Donate to Mozilla Thunderbird - gtirloni
https://donate.mozilla.org/en-US/thunderbird
======
newscracker
I do donate to Thunderbird regularly. But I'm not happy that Mozilla put it
out as a community driven project some years ago. Last I checked several
months ago, Thunderbird was going to be rewritten using web technologies.
Firefox removing support for XUL extensions and moving to WebExtensions has
been an issue for Thunderbird (since they share code).
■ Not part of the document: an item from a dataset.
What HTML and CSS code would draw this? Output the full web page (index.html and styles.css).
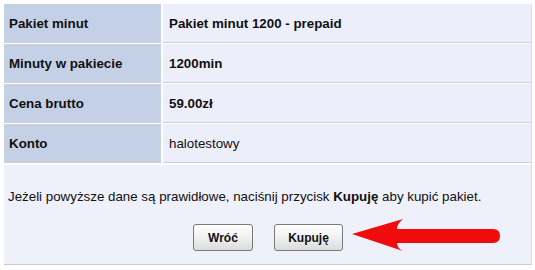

When Gloda (global indexing and search) arrived in Thunderbird, it was a great
feature. But it's not been enhanced to make it better and to allow narrowing
down on results. Emails running into tens of GBs also cause performance and
responsiveness issues, probably because of the mbox format (though I haven't
had corruption issues with large folders like I've heard Outlook users having
once in a while).

The biggest deficiency in an email client for me is the lack of proper
Exchange calendaring support (no, most extensions don't cut it and have some
issue or the other).

I will continue donating to Thunderbird even though I've stopped using it,
because it's given me many years of good experience in the past (despite some
issues and deficiencies). But unless Mozilla takes it back into its fold and
drives it with a larger budget, I don't foresee it coming back to the glory
days of its past.

Since my knowledge of the developments is at least a few months old, please
correct me wherever I've said something inaccurate.